Charting a new path to the same destination

Editor's note: Andrew McInnes is director of product marketing at Allegiance Inc., Boston. John Carroll III is global head of clients at Ipsos Loyalty, Chicago.

Customer satisfaction and loyalty research sits at the intersection of two major business trends: the rise of customer experience as a strategic imperative and the advent of software as a data democratizer. The first means that companies are more committed than ever to actively monitoring and managing customers’ experiences. The second means that companies can actually operationalize customer focus across the enterprise without going out of business. Together, these trends are driving a sea change in satisfaction and loyalty research by highlighting the shortcomings of traditional approaches and enabling new solutions.

To examine the contrast between old and new, consider the three elements of enterprise feedback management (EFM):

Enterprise: Traditional research programs focused on supporting high-level executive decisions. Just think of the standard customer satisfaction tracker where results ended up in a thick slide presentation delivered at an annual strategic planning meeting. The outputs might have been interesting but they left most employees in the dark. By contrast, modern programs operate at an enterprise level, influencing routine business decisions on the front lines and in middle management as well as strategic decisions made at the top. For example, SAP delivers customer insights to thousands of salespeople and account managers every day to enable more customer-focused – and profitable – relationship management.

Feedback: In traditional c-sat programs, the concept of feedback was essentially limited to survey responses and these narrow inputs naturally led to narrow value. Modern programs expand the concept of feedback to include much bigger data – with more volume, variety, velocity and value – from sources such as CRM systems and social media, resulting in more integrated and comprehensive insights that can influence operational decisions. For example, JetBlue combines its post-flight survey responses with hundreds of transactional and operational data points to provide a more complete picture of the customer experience and identify specific operational issues to address, from individual TVs that need repair to flight delay thresholds that warrant adjustment.
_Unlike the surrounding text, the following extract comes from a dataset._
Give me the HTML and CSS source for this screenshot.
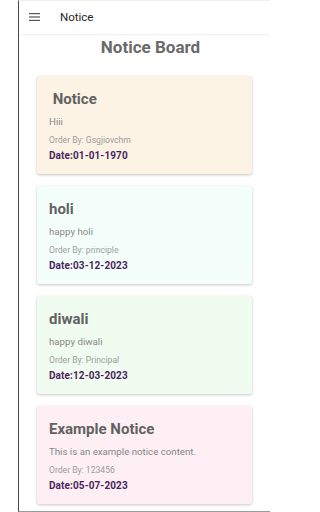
FILE: index.html
```html
<!DOCTYPE html>
<html>
<head>
<meta charset="utf-8">
<link rel="stylesheet" href="styles.css">
</head>
<body>
<div class="device">
  <header class="toolbar">
    <svg class="menu" width="12" height="8" viewBox="0 0 12 8">
      <rect x="0" y="0" width="11" height="1.2" fill="#555"/>
      <rect x="0" y="3.4" width="11" height="1.2" fill="#555"/>
      <rect x="0" y="6.8" width="11" height="1.2" fill="#555"/>
    </svg>
    <span class="toolbar-title">Notice</span>
  </header>
  <h1 class="board-title">Notice Board</h1>
  <main class="list">
    <section class="card cream">
      <h2 class="card-title">&nbsp;Notice</h2>
      <p class="card-body">Hiii</p>
      <p class="card-by">Order By: Gsgjiovchm</p>
      <p class="card-date">Date:01-01-1970</p>
    </section>
    <section class="card mint">
      <h2 class="card-title">holi</h2>
      <p class="card-body">happy holi</p>
      <p class="card-by">Order By: principle</p>
      <p class="card-date">Date:03-12-2023</p>
    </section>
    <section class="card green">
      <h2 class="card-title">diwali</h2>
      <p class="card-body">happy diwali</p>
      <p class="card-by">Order By: Principal</p>
      <p class="card-date">Date:12-03-2023</p>
    </section>
    <section class="card pink">
      <h2 class="card-title">Example Notice</h2>
      <p class="card-body">This is an example notice content.</p>
      <p class="card-by">Order By: 123456</p>
      <p class="card-date">Date:05-07-2023</p>
    </section>
  </main>
</div>
</body>
</html>
```
FILE: styles.css
```css
html, body {
  margin: 0;
  padding: 0;
  background: #ffffff;
}
body {
  font-family: Roboto, "Liberation Sans", sans-serif;
  width: 288px;
  height: 512px;
  overflow: hidden;
}
.device {
  margin-left: 18px;
  width: 251px;
  height: 510px;
  border-left: 1px solid #4a4a4a;
  border-bottom: 1px solid #9a9a9a;
  border-top: 1px solid #f0f0f0;
  box-sizing: content-box;
  overflow: hidden;
}
.toolbar {
  height: 33px;
  display: flex;
  align-items: center;
  padding-left: 10px;
  border-bottom: 1px solid #f3f3f3;
  box-shadow: 0 1px 2px rgba(0,0,0,0.03);
}
.menu {
  display: block;
  margin-top: -1px;
}
.toolbar-title {
  margin-left: 19px;
  font-size: 11.5px;
  color: #1f1f1f;
  margin-top: -1px;
}
.board-title {
  margin: 0;
  padding-left: 12px;
  text-align: center;
  font-size: 17px;
  font-weight: 700;
  color: #6a6a6a;
  line-height: 22px;
  margin-top: 1px;
}
.list {
  display: flex;
  flex-direction: column;
  gap: 12px;
  padding: 18px 18px 0 18px;
}
.card {
  height: 98px;
  flex-shrink: 0;
  box-sizing: border-box;
  padding: 12px 12px 0 12px;
  border-radius: 2px;
  box-shadow: 0 1px 3px rgba(0,0,0,0.22), 0 0 1px rgba(0,0,0,0.08);
  display: flex;
  flex-direction: column;
}
.cream { background: #fdf3e5; }
.mint { background: #f4fffb; }
.green { background: #effcef; }
.pink { background: #fdeff3; }
.card-title {
  margin: 0;
  font-size: 15px;
  font-weight: 700;
  color: #626262;
  line-height: 22px;
}
.card-body {
  margin: 6px 0 0 0;
  font-size: 9.7px;
  color: #888888;
  line-height: 12px;
}
.card-by {
  margin: 6px 0 0 0;
  font-size: 8.6px;
  color: #9c9c9c;
  line-height: 12px;
}
.card-date {
  margin: 4px 0 0 0;
  font-size: 10px;
  font-weight: 700;
  color: #4b1f5e;
  line-height: 12px;
  letter-spacing: 0.1px;
}
```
Management: Traditional programs were all about measurement, tracking common metrics over time and reporting results in executive scorecards. While they provided interesting information, they lacked any direct connection to action and delivered limited business value as a result. That’s why modern programs have traded “measurement” for “management.” They still provide scorecards but they include metrics and other insights related to specific customer behaviors and the actions needed to change those behaviors profitably. They also create a closed loop of communication and action that enables employees at all levels to apply customer insights in real time. For example, Webster Bank follows up with thousands of customers each year after receiving negative survey responses. Banking center managers turn roughly 80 percent of those unhappy customers around and even lead 10 percent to make incremental product purchases with the bank.

Isn’t as simple

Transforming old-school research studies into modern EFM programs isn’t as simple as buying new technology or blasting out more reports. Firms need to carefully plan and execute complex activities, many of which are new to c-sat researchers. In particular, change agents need to worry about:  

Program design. Crafting an effective EFM program involves more than surveys and statistical analyses. Program leaders must carefully connect their data collection, analysis and reporting practices to company strategy and understand the context in which program participants will receive, interpret and use customer insights to succeed in their roles.

Technology implementation. Unlike research tools, such as survey builders and statistical analysis packages, EFM software must be a truly enterprise solution used by large numbers of employees and connecting to a firm’s broader technology ecosystem. That means program leaders must involve IT and apply enterprise software implementation best practices more reminiscent of CRM than research.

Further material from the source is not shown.